As of now, the newly proposed rule applies to domestic carriers, but international carriers face similar deadlines in 2023 and 2024. In a November 2022 letter to the FAA, the International Air Transport Association (IATA) said supply-chain issues and American prioritization by radio-altimeter manufacturers could hamper efforts from international carriers to comply with the new rules before their July 2023 deadline.

So far, Taiwan-based China Airlines has already informed the FAA it won’t be able to upgrade its altimeters before the 2024 deadline, citing issues in the supply chain. China Airlines proposed the FCC extend the deadline further or consider case-by-case “alternate methods of compliance.”

Perry Flint, head of corporate communications, North America at the IATA, told Emerging Tech Brew there is an “equity issue” at play as airlines work to comply with the proposal.

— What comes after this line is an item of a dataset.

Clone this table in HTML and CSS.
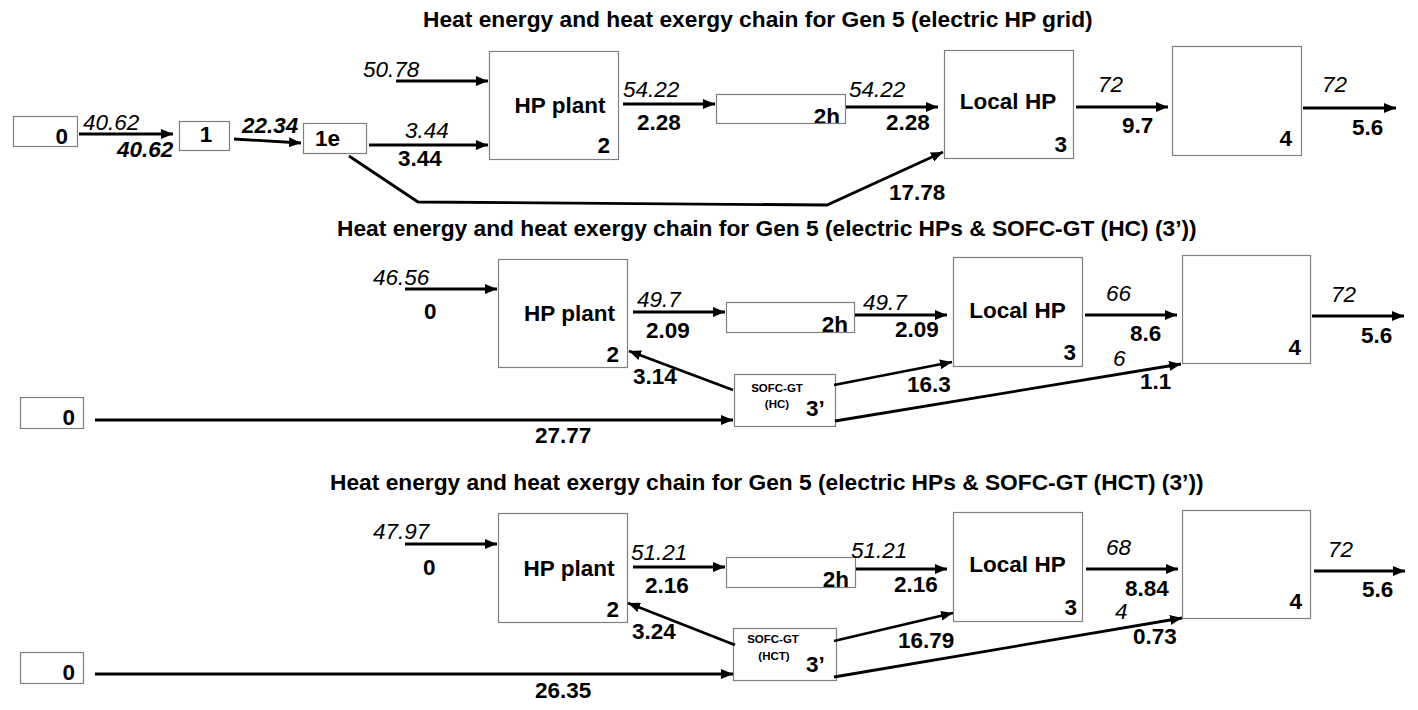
FILE: index.html
```html
<!DOCTYPE html>
<html lang="en">
<head>
<meta charset="utf-8">
<title>Heat energy and heat exergy chains for Gen 5</title>
<link rel="stylesheet" href="styles.css">
</head>
<body>
<main class="page">

<section class="chain chain--grid">
  <h2 class="title">Heat energy and heat exergy chain for Gen 5 (electric HP grid)</h2>
  <svg class="diagram diagram--grid" viewBox="0 32 1418 183" width="1418" height="183">
    <defs>
      <marker id="ah" viewBox="0 0 12 10" refX="12" refY="5" markerWidth="12" markerHeight="10" markerUnits="userSpaceOnUse" orient="auto">
        <path class="head" d="M0,0 L12,5 L0,10 z"/>
      </marker>
    </defs>
    <!-- nodes -->
    <rect class="box" x="13.5" y="116.5" width="64" height="30"/>
    <text class="t b end" x="68" y="144">0</text>
    <rect class="box" x="179.5" y="121.5" width="50" height="29"/>
    <text class="t b mid" x="206" y="142">1</text>
    <rect class="box" x="303.5" y="123.5" width="63" height="30"/>
    <text class="t b" x="315" y="146">1e</text>
    <rect class="box" x="489.5" y="51.5" width="129" height="108"/>
    <text class="t b mid" x="560" y="113">HP plant</text>
    <text class="t b end" x="610" y="153">2</text>
    <text class="t b end" x="840" y="124">2h</text>
    <rect class="box" x="716.5" y="94.5" width="129" height="29"/>
    <rect class="box" x="944.5" y="50.5" width="129" height="108"/>
    <text class="t b mid" x="1008" y="109">Local HP</text>
    <text class="t b end" x="1067" y="152">3</text>
    <rect class="box" x="1172.5" y="46.5" width="129" height="109"/>
    <text class="t b end" x="1292" y="146">4</text>
    <!-- flows -->
    <line class="arr" x1="79" y1="134" x2="173" y2="134"/>
    <line class="arr" x1="234" y1="139" x2="301" y2="143"/>
    <line class="arr" x1="369" y1="145" x2="488" y2="145"/>
    <line class="arr" x1="396" y1="81" x2="488" y2="81"/>
    <polyline class="arr" points="349,156 418,202 827,205 943,152"/>
    <line class="arr" x1="623" y1="104" x2="715" y2="104"/>
    <line class="arr" x1="846" y1="107" x2="938" y2="107"/>
    <line class="arr" x1="1076" y1="107" x2="1168" y2="107"/>
    <line class="arr" x1="1303" y1="108" x2="1396" y2="108"/>
    <!-- values -->
    <text class="t it" x="83" y="130">40.62</text>
    <text class="t b it" x="117" y="157">40.62</text>
    <text class="t b it" x="242" y="133">22.34</text>
    <text class="t it" x="405" y="138">3.44</text>
    <text class="t b" x="398" y="166">3.44</text>
    <text class="t it" x="363" y="77">50.78</text>
    <text class="t it" x="623" y="97">54.22</text>
    <text class="t b" x="637" y="130">2.28</text>
    <text class="t it" x="849" y="97">54.22</text>
    <text class="t b" x="886" y="130">2.28</text>
    <text class="t b" x="889" y="200">17.78</text>
    <text class="t it" x="1098" y="92">72</text>
    <text class="t b" x="1122" y="133">9.7</text>
    <text class="t it" x="1322" y="92">72</text>
    <text class="t b" x="1352" y="135">5.6</text>
  </svg>
</section>

<section class="chain chain--hc">
  <h2 class="title">Heat energy and heat exergy chain for Gen 5 (electric HPs &amp; SOFC-GT (HC) (3’))</h2>
  <svg class="diagram diagram--hc" viewBox="0 241 1418 228" width="1418" height="228">
    <!-- nodes -->
    <rect class="box" x="498.5" y="259.5" width="129" height="108"/>
    <text class="t b mid" x="569.5" y="321">HP plant</text>
    <text class="t b end" x="619" y="362">2</text>
    <text class="t b end" x="848" y="332">2h</text>
    <rect class="box" x="726.5" y="302.5" width="128" height="30"/>
    <rect class="box" x="734.5" y="374.5" width="101" height="52"/>
    <text class="t s mid" x="777" y="392">SOFC-GT</text>
    <text class="t s mid" x="777" y="408">(HC)</text>
    <text class="t b" x="806" y="416">3’</text>
    <rect class="box" x="20.5" y="397.5" width="63" height="31"/>
    <text class="t b end" x="75" y="425">0</text>
    <rect class="box" x="953.5" y="257.5" width="129" height="109"/>
    <text class="t b mid" x="1017.5" y="318">Local HP</text>
    <text class="t b end" x="1076" y="360">3</text>
    <rect class="box" x="1182.5" y="255.5" width="128" height="108"/>
    <text class="t b end" x="1301" y="355">4</text>
    <!-- flows -->
    <line class="arr" x1="405" y1="289" x2="497" y2="289"/>
    <line class="arr" x1="633" y1="312" x2="725" y2="312"/>
    <line class="arr" x1="855" y1="315" x2="947" y2="315"/>
    <line class="arr" x1="733" y1="390" x2="629" y2="351"/>
    <line class="arr" x1="834" y1="385" x2="952" y2="362"/>
    <line class="arr" x1="835" y1="421" x2="1181" y2="364"/>
    <line class="arr" x1="95" y1="420" x2="733" y2="420"/>
    <line class="arr" x1="1085" y1="315" x2="1177" y2="315"/>
    <line class="arr" x1="1312" y1="316" x2="1404" y2="316"/>
    <!-- values -->
    <text class="t it" x="373" y="285">46.56</text>
    <text class="t b" x="424" y="319">0</text>
    <text class="t it" x="637" y="307">49.7</text>
    <text class="t b" x="646" y="338">2.09</text>
    <text class="t it" x="863" y="310">49.7</text>
    <text class="t b" x="895" y="337">2.09</text>
    <text class="t b" x="633" y="384">3.14</text>
    <text class="t b" x="907" y="392">16.3</text>
    <text class="t it" x="1113" y="366">6</text>
    <text class="t b" x="1140" y="389">1.1</text>
    <text class="t b" x="535" y="443">27.77</text>
    <text class="t it" x="1106" y="301">66</text>
    <text class="t b" x="1130" y="341">8.6</text>
    <text class="t it" x="1331" y="302">72</text>
    <text class="t b" x="1361" y="343">5.6</text>
  </svg>
</section>

<section class="chain chain--hct">
  <h2 class="title">Heat energy and heat exergy chain for Gen 5 (electric HPs &amp; SOFC-GT (HCT) (3’))</h2>
  <svg class="diagram diagram--hct" viewBox="0 495 1418 215" width="1418" height="215">
    <!-- nodes -->
    <rect class="box" x="498.5" y="513.5" width="129" height="109"/>
    <text class="t b mid" x="569" y="576">HP plant</text>
    <text class="t b end" x="619" y="617">2</text>
    <text class="t b end" x="849" y="587">2h</text>
    <rect class="box" x="726.5" y="557.5" width="129" height="30"/>
    <rect class="box" x="733.5" y="628.5" width="103" height="52"/>
    <text class="t s mid" x="773" y="643">SOFC-GT</text>
    <text class="t s mid" x="774" y="660">(HCT)</text>
    <text class="t b" x="806" y="672">3’</text>
    <rect class="box" x="20.5" y="652.5" width="63" height="31"/>
    <text class="t b end" x="75" y="680">0</text>
    <rect class="box" x="953.5" y="512.5" width="129" height="109"/>
    <text class="t b mid" x="1017.5" y="572">Local HP</text>
    <text class="t b end" x="1077" y="615">3</text>
    <rect class="box" x="1182.5" y="510.5" width="128" height="108"/>
    <text class="t b end" x="1302" y="609">4</text>
    <!-- flows -->
    <line class="arr" x1="405" y1="544" x2="497" y2="544"/>
    <line class="arr" x1="633" y1="567" x2="725" y2="567"/>
    <line class="arr" x1="856" y1="569" x2="947" y2="569"/>
    <line class="arr" x1="735" y1="645" x2="628" y2="603"/>
    <line class="arr" x1="834" y1="641" x2="953" y2="613"/>
    <line class="arr" x1="834" y1="677" x2="1182" y2="618"/>
    <line class="arr" x1="95" y1="674" x2="733" y2="674"/>
    <line class="arr" x1="1086" y1="569" x2="1178" y2="569"/>
    <line class="arr" x1="1314" y1="571" x2="1405" y2="571"/>
    <!-- values -->
    <text class="t it" x="373" y="539">47.97</text>
    <text class="t b" x="423" y="575">0</text>
    <text class="t it" x="631" y="560">51.21</text>
    <text class="t b" x="645" y="593">2.16</text>
    <text class="t it" x="851" y="558">51.21</text>
    <text class="t b" x="894" y="592">2.16</text>
    <text class="t b" x="632" y="639">3.24</text>
    <text class="t b" x="898" y="648">16.79</text>
    <text class="t it" x="1115" y="619">4</text>
    <text class="t b" x="1133" y="644">0.73</text>
    <text class="t b" x="535" y="698">26.35</text>
    <text class="t it" x="1106" y="555">68</text>
    <text class="t b" x="1125" y="596">8.84</text>
    <text class="t it" x="1328" y="557">72</text>
    <text class="t b" x="1362" y="597">5.6</text>
  </svg>
</section>

</main>
</body>
</html>
```

FILE: styles.css
```css
html, body {
  margin: 0;
  padding: 0;
  background: #ffffff;
}

.page {
  width: 1418px;
  height: 710px;
  overflow: hidden;
  padding-top: 6px;
  box-sizing: border-box;
  font-family: "Liberation Sans", Arial, Helvetica, sans-serif;
  color: #000000;
}

.chain {
  display: flex;
  flex-direction: column;
}

.title {
  margin: 0;
  font-size: 22.75px;
  line-height: 26px;
  font-weight: 700;
  white-space: nowrap;
  color: #000000;
}

.chain--grid .title { padding-left: 423px; }
.chain--hc .title { padding-left: 337px; }
.chain--hct .title { padding-left: 330px; }

.diagram {
  display: block;
  overflow: visible;
}

.box {
  fill: none;
  stroke: #808080;
  stroke-width: 1.2;
}

.arr {
  fill: none;
  stroke: #000000;
  stroke-width: 2.8;
  stroke-linejoin: miter;
  marker-end: url(#ah);
}

.head {
  fill: #000000;
}

.t {
  font-family: "Liberation Sans", Arial, Helvetica, sans-serif;
  font-size: 22.5px;
  fill: #000000;
}

.b { font-weight: 700; }
.it { font-style: italic; }
.s {
  font-size: 11.5px;
  font-weight: 700;
}
.mid { text-anchor: middle; }
.end { text-anchor: end; }
```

“Every single piece of equipment on an aircraft has been certified-slash-approved by the FAA. That includes the existing radio altimeters,” Flint said. “So for the FAA, owing to a breakdown in intra-government communications working together, to come to the industry and say it is your job to fix a problem that you did not create and to pay for it yourself is simply unfair, and unreasonable. Nevertheless, that’s where we are.”